Once attached there are several commands that can be issued from the open Data Pump prompt:

Command

Description (Default)

CONTINUE_CLIENT

Return to logging mode. Job will be re-started if idle

EXIT_CLIENT

Quit client session and leave the job running

HELP

Summarize interactive commands

KILL_JOB

Detach and delete job

PARALLEL

Change the number of active workers for current job PARALLEL=

START_JOB

Start/resume current job. START_JOB=SKIP_CURRENT will start the job after skipping any action which was in progress when job was stopped

STATUS

Frequency (seconds) job status is to be monitored where the default (0) will show new status when available STATUS=[interval]

STOP_JOB

Orderly shutdown of job execution and exits the client. STOP_JOB=IMMEDIATE performs an immediate shutdown of the Data Pump job

In this scenario the expdp Command Line Interface (CLI) is accessed to manage a running job. First a simple session is started using the command:

expdp system/oracle dumpfile=alphaFull directory=default_dp_dest full=y job_name=alphaFull

The JOB_NAME parameter provides a means to quickly identify the running job.

Once the job is running on a second OS session a new expdp command instance is started, this time using the ATTACH command. This will open a prompt that will allow the user to manage the running job.

expdp system/oracle attach=alphaFull

After showing the job status it enters the prompt mode where the user can issue the previously listed commands.

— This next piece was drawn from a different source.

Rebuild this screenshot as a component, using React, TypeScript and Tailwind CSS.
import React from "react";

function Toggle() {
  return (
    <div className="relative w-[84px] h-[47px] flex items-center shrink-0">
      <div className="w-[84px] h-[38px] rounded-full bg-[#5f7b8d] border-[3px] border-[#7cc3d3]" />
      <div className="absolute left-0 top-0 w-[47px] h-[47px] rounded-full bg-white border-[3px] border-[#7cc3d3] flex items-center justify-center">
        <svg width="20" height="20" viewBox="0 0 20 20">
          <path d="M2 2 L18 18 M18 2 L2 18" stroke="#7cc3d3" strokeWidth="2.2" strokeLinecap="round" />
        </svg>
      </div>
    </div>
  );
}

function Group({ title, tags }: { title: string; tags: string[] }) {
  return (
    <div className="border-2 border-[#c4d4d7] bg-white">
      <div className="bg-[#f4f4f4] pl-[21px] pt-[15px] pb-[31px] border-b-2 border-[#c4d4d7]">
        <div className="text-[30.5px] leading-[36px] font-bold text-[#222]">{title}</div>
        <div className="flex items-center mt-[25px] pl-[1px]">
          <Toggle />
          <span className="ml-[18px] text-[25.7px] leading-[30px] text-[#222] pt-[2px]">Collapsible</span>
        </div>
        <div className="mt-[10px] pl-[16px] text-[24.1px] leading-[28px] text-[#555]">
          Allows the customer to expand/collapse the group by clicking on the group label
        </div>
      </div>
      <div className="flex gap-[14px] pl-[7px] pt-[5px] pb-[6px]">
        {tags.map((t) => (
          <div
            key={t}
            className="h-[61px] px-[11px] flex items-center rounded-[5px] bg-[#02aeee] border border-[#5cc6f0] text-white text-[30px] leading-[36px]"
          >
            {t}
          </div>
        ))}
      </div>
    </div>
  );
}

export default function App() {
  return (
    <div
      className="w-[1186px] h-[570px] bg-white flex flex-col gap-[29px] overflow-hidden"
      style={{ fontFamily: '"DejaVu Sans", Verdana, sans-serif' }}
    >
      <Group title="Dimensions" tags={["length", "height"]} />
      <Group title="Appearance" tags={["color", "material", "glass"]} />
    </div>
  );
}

In this case a STOP_JOB command has been issued. This notifies the running session that the command execution has been stopped, the job output is stopped and the OS prompt is displayed. After a while the user reattaches to the running job, this time the START_JOB command is issued, this resumes the job activity, but as the expdp session was exited no more command output is displayed. The only way the user can realize the job is running is by querying the DBA_DATAPUMP_JOBS view or by browsing the log file contents.

Note

The ATTACH command does not require the job name if there is only a single JOB running. If there is more than one concurrent job running then the user must specify the job name.